#### TASK OBJECTIVE:
Pick out the lines containing "React".

━━━━

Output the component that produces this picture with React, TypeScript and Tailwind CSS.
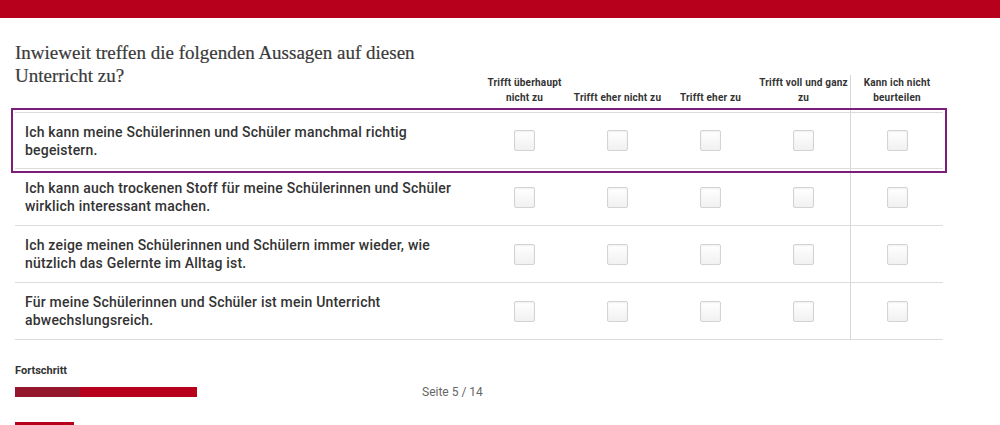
import React from 'react';

const columns: string[][] = [
  ['Trifft überhaupt', 'nicht zu'],
  ['Trifft eher nicht zu'],
  ['Trifft eher zu'],
  ['Trifft voll und ganz', 'zu'],
  ['Kann ich nicht', 'beurteilen'],
];

const statements = [
  'Ich kann meine Schülerinnen und Schüler manchmal richtig begeistern.',
  'Ich kann auch trockenen Stoff für meine Schülerinnen und Schüler wirklich interessant machen.',
  'Ich zeige meinen Schülerinnen und Schülern immer wieder, wie nützlich das Gelernte im Alltag ist.',
  'Für meine Schülerinnen und Schüler ist mein Unterricht abwechslungsreich.',
];

const Checkbox: React.FC = () => (
  <span className="block w-[21px] h-[21px] border border-[#d3d3d3] rounded-[2px] bg-gradient-to-b from-white to-[#f1f1f1] shadow-[inset_0_1px_2px_rgba(0,0,0,0.06)]" />
);

export default function App() {
  return (
    <div className="w-[1000px] h-[425px] overflow-hidden bg-white font-['Roboto',sans-serif] text-[#333]">
      {/* Top bar */}
      <div className="h-[18px] bg-[#b7001b]" />

      <div className="w-[928px] ml-[15px]">
        {/* Header */}
        <div className="grid grid-cols-[463px_repeat(5,93px)] h-[94px]">
          <h1 className="self-start pt-[23px] font-['Liberation_Serif',serif] text-[19px] leading-[23px] text-[#3a3a3a] [-webkit-text-stroke:0.2px_#3a3a3a]">
            Inwieweit treffen die folgenden Aussagen auf diesen
            <br />
            Unterricht zu?
          </h1>
          {columns.map((lines, i) => (
            <div
              key={i}
              className={`flex flex-col items-center justify-end text-center pb-[10px] text-[10px] leading-[15px] font-bold tracking-[0.2px] ${
                i === 4 ? 'border-l border-[#d6d6d6] mt-[57px]' : ''
              }`}
            >
              {lines.map((l) => (
                <span key={l} className="whitespace-nowrap">{l}</span>
              ))}
            </div>
          ))}
        </div>

        {/* Rows */}
        {statements.map((text, r) => (
          <div
            key={r}
            className={`grid grid-cols-[463px_repeat(5,93px)] border-b border-[#dcdcdc] ${
              r === 0
                ? 'h-[57px] border-t outline-2 outline-[#7b1e7a] outline-offset-2 [outline-style:solid]'
                : 'h-[57px]'
            }`}
          >
            <div className="flex items-center pl-[10px] pr-[20px] text-[14px] leading-[18px] font-medium tracking-[0.2px]">
              {text}
            </div>
            {columns.map((c, i) => (
              <div
                key={i}
                className={`flex items-center justify-center ${i === 4 ? 'border-l border-[#d6d6d6]' : ''}`}
              >
                <Checkbox />
              </div>
            ))}
          </div>
        ))}

        {/* Progress */}
        <div className="mt-[24px] text-[11px] font-bold leading-[14px]">Fortschritt</div>
        <div className="flex items-center mt-[8px] h-[12px]">
          <div className="flex w-[182px] h-[10px]">
            <div className="w-[65px] bg-[#95172c]" />
            <div className="flex-1 bg-[#b7001b]" />
          </div>
          <div className="ml-[225px] text-[12px] text-[#666]">Seite 5 / 14</div>
        </div>
        <div className="mt-[24px] w-[59px] h-[20px] bg-[#b7001b]" />
      </div>
    </div>
  );
}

━━━━

#### RESULT OF THE TASK:
Output the component that produces this picture with React, TypeScript and Tailwind CSS.
import React from 'react';
const Checkbox: React.FC = () => (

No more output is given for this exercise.